Rice County, Minnesota

(Profiled 2-25-21)

Rice County, Minnesota, population 66,972 (2019), is a largely agricultural jurisdiction located 30 miles south of Minneapolis. In 2004, the county adopted a TDR program aimed at preserving farmland, environmentally sensitive areas, and open space. By 2016, the program had succeeded in preserving 5,862 acres of land largely because of the strict development limitations that apply here unless property owners choose to use the TDR option.

The Agricultural zone, Rice County’s largest district, allows one dwelling per quarter-quarter section. Under some circumstances, a second unit can be permitted per quarter—quarter section. But the fact remains that many property owners are motivated to forego this limited development potential in quarter quarters with productive soils, particularly on quarter quarters that are within the interior of farms rather than on public roadways, if they can sell that development potential in the form of TDRs. Land zoned Agriculture can become sending sites, generating one TDR for each foregone unit allowed by zoning (with several exceptions, such as additional TDRs for undeveloped parcels of record of various sizes). When these TDRs are used in smaller receiving site projects, this represents a one-to-one transfer ratio. However, only four TDRs are needed to produce a receiving site project involving five bonus units, which creates a 1.25-to-1 transfer ratio that several receiving site developments here have employed.

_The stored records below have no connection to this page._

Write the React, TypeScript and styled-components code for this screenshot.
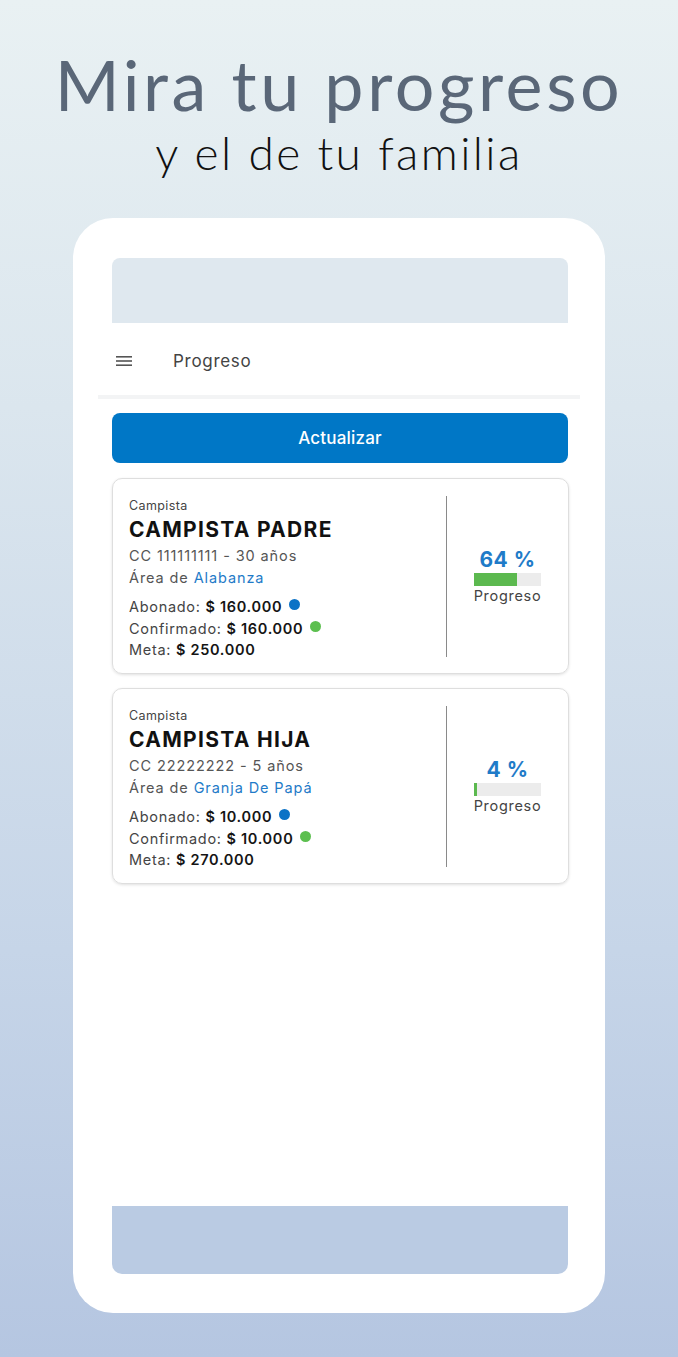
import React from "react";
import styled, { createGlobalStyle } from "styled-components";

const GlobalStyle = createGlobalStyle`
  html, body {
    margin: 0;
    padding: 0;
  }
  body {
    font-family: Inter, Roboto, "Liberation Sans", sans-serif;
  }
`;

const Page = styled.div`
  width: 678px;
  height: 1357px;
  box-sizing: border-box;
  background: linear-gradient(180deg, #e9f1f3 0%, #dbe6ee 30%, #c6d5e8 70%, #b5c6e1 100%);
  display: flex;
  flex-direction: column;
  align-items: center;
  padding-top: 44px;
  overflow: hidden;
`;

const Title = styled.h1`
  margin: 0;
  font-family: Lato, "Noto Sans", sans-serif;
  font-weight: 400;
  font-size: 70px;
  line-height: 80px;
  letter-spacing: 3.6px;
  color: #5a6778;
`;

const Subtitle = styled.h2`
  margin: 0;
  font-family: Lato, "Noto Sans", sans-serif;
  font-weight: 300;
  font-size: 46px;
  line-height: 58px;
  letter-spacing: 2.4px;
  color: #111;
`;

const Phone = styled.div`
  margin-top: 36px;
  width: 532px;
  height: 1095px;
  box-sizing: border-box;
  background: #fff;
  border-radius: 40px;
  padding: 40px 37px 39px 39px;
  display: flex;
  flex-direction: column;
`;

const StatusBar = styled.div`
  height: 65px;
  background: #dfe8ef;
  border-radius: 8px 8px 0 0;
`;

const NavBar = styled.div`
  height: 76px;
  box-sizing: border-box;
  padding-top: 4px;
  display: flex;
  align-items: center;
  gap: 41px;
  margin: 0 -12px 0 -14px;
  padding-left: 18px;
  border-bottom: 4px solid #f3f4f5;
`;

const NavTitle = styled.span`
  font-size: 17px;
  color: #444;
  letter-spacing: 0.7px;
`;

const Content = styled.div`
  flex: 1;
  display: flex;
  flex-direction: column;
  padding-top: 14px;
  gap: 14px;
`;

const RefreshButton = styled.button`
  height: 50px;
  width: 456px;
  border: none;
  border-radius: 8px;
  background: #0077c6;
  color: #fff;
  font-family: Inter, Roboto, "Liberation Sans", sans-serif;
  font-size: 17px;
  font-weight: 500;
  letter-spacing: 0.2px;
  margin-bottom: 1px;
`;

const Card = styled.div`
  width: 457px;
  height: 196px;
  box-sizing: border-box;
  border: 1.5px solid #dedede;
  border-radius: 10px;
  box-shadow: 0 1px 3px rgba(0, 0, 0, 0.12);
  display: flex;
  padding: 17px 0 16px 16px;
`;

const Info = styled.div`
  width: 317px;
  border-right: 1.5px solid #8a8a8a;
  display: flex;
  flex-direction: column;
  padding-top: 3px;
`;

const Label = styled.div`
  font-size: 12.5px;
  color: #444;
  line-height: 14px;
  letter-spacing: 0.4px;
`;

const Name = styled.div`
  margin-top: 2px;
  font-size: 21px;
  font-weight: 700;
  color: #111;
  line-height: 30px;
  letter-spacing: 1.3px;
`;

const Line = styled.div`
  font-size: 14.5px;
  color: #555;
  line-height: 21.5px;
  letter-spacing: 0.9px;
  &:first-of-type {
    margin-top: 1px;
  }
`;

const Highlight = styled.span`
  color: #1f7bc8;
`;

const Amounts = styled.div`
  margin-top: 8px;
`;

const AmountLine = styled.div`
  font-size: 14.5px;
  color: #444;
  line-height: 21.5px;
  letter-spacing: 0.7px;
  display: flex;
  align-items: center;
  gap: 4px;
`;

const Value = styled.b`
  color: #151515;
  font-weight: 600;
`;

const Dot = styled.span<{ $color: string }>`
  width: 11px;
  height: 11px;
  border-radius: 50%;
  background: ${(p) => p.$color};
  margin-left: 3px;
  margin-top: -4px;
`;

const Progress = styled.div`
  flex: 1;
  display: flex;
  flex-direction: column;
  align-items: center;
  justify-content: center;
  padding-top: 1px;
`;

const Percent = styled.div`
  font-size: 21px;
  font-weight: 700;
  color: #1f7bc8;
  line-height: 24px;
  letter-spacing: 0.5px;
`;

const Track = styled.div`
  width: 67px;
  height: 13px;
  background: #ececec;
  margin-top: 1px;
`;

const Fill = styled.div`
  height: 100%;
  background: #5cb94f;
`;

const ProgressLabel = styled.div`
  font-size: 14.5px;
  color: #444;
  line-height: 20px;
  letter-spacing: 0.7px;
`;

const BottomBar = styled.div`
  height: 68px;
  background: #bacbe3;
  border-radius: 0 0 10px 10px;
`;

const MenuIcon = () => (
  <svg width="16" height="12" viewBox="0 0 16 12">
    <rect x="0" y="1" width="16" height="1.6" fill="#555" />
    <rect x="0" y="5.2" width="16" height="1.6" fill="#555" />
    <rect x="0" y="9.4" width="16" height="1.6" fill="#555" />
  </svg>
);

type Camper = {
  name: string;
  doc: string;
  age: string;
  area: string;
  paid: string;
  confirmed: string;
  goal: string;
  percent: number;
};

const campers: Camper[] = [
  {
    name: "CAMPISTA PADRE",
    doc: "111111111",
    age: "30 años",
    area: "Alabanza",
    paid: "$ 160.000",
    confirmed: "$ 160.000",
    goal: "$ 250.000",
    percent: 64,
  },
  {
    name: "CAMPISTA HIJA",
    doc: "22222222",
    age: "5 años",
    area: "Granja De Papá",
    paid: "$ 10.000",
    confirmed: "$ 10.000",
    goal: "$ 270.000",
    percent: 4,
  },
];

const CamperCard = ({ camper }: { camper: Camper }) => (
  <Card>
    <Info>
      <Label>Campista</Label>
      <Name>{camper.name}</Name>
      <Line>
        CC {camper.doc} - {camper.age}
      </Line>
      <Line>
        Área de <Highlight>{camper.area}</Highlight>
      </Line>
      <Amounts>
        <AmountLine>
          <span>
            Abonado: <Value>{camper.paid}</Value>
          </span>
          <Dot $color="#0b72c6" />
        </AmountLine>
        <AmountLine>
          <span>
            Confirmado: <Value>{camper.confirmed}</Value>
          </span>
          <Dot $color="#5cbf4f" />
        </AmountLine>
        <AmountLine>
          <span>
            Meta: <Value>{camper.goal}</Value>
          </span>
        </AmountLine>
      </Amounts>
    </Info>
    <Progress>
      <Percent>{camper.percent} %</Percent>
      <Track>
        <Fill style={{ width: `${camper.percent}%` }} />
      </Track>
      <ProgressLabel>Progreso</ProgressLabel>
    </Progress>
  </Card>
);

export default function App() {
  return (
    <Page>
      <GlobalStyle />
      <Title>Mira tu progreso</Title>
      <Subtitle>y el de tu familia</Subtitle>
      <Phone>
        <StatusBar />
        <NavBar>
          <MenuIcon />
          <NavTitle>Progreso</NavTitle>
        </NavBar>
        <Content>
          <RefreshButton type="button">Actualizar</RefreshButton>
          {campers.map((c) => (
            <CamperCard key={c.name} camper={c} />
          ))}
        </Content>
        <BottomBar />
      </Phone>
    </Page>
  );
}
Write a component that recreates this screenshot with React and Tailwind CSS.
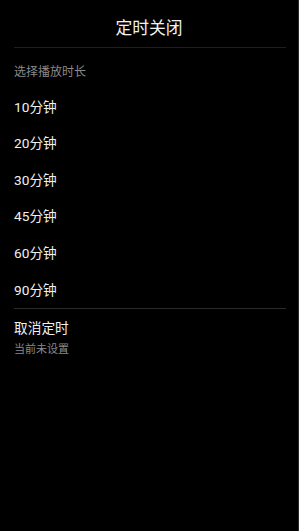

In addition to the Agricultural district, the Rice County TDR program allows sending sites in four other zones. In the Urban Reserve District, minimum lot area is 35 acres. Minimum riparian lot area is 20,000 square feet in the General Development Shoreland (GDS), 40,000 square feet in the Recreational Development Shoreland (RDS), and 80,000 square feet in the Natural Environment Shoreland (NES). As in the Agricultural district, TDR allocation is the number of units allowed by the sending site’s zoning.

After TDRs have transferred, the sending site is restricted from further development. However, if the site is rezoned to a less restrictive zone, development potential is determined by the new zoning minus the number of units transferred. If a sending site is annexed to a city, the development restriction associated with a TDR transfer is removed.  

TDRs from sending sites in the Agricultural district can be used in three types of receiving sites projects on land that is also zoned Agricultural projects: minor cluster developments, golf course cluster developments, and planned unit developments being built as village extension areas on land with an Agricultural zoning designation that will be (or has been) changed to the Village Mixed Use District. 

TDRs from Shoreland zoning districts can only be transferred to a golf course cluster development, a village extension area within the Agricultural district, or to a receiving site in the same shoreland district around the same lake. 

Sending and receiving sites must be located within the same township except when these sites are contiguous, under common ownership, and when the transfer is authorized by both townships.

As of 2016, all 14 townships in Rice County experienced some TDR activity in varying degrees ranging from a high of 32 receiving lots created in one township versus a low of two receiving lots in another township. In 2016, a total of 192 receiving lots had been created from a total of 175 sending lots. The 17 additional receiving site lots occurred because receiving projects with five bonus lots only had to transfer four TDRs. The total sending area protected by TDR was 5,862 in that year. That represents over 33 acres preserved per TDR, demonstrating the benefit of strong development controls in sending areas where the community is serious about protecting significant resources such as farmland.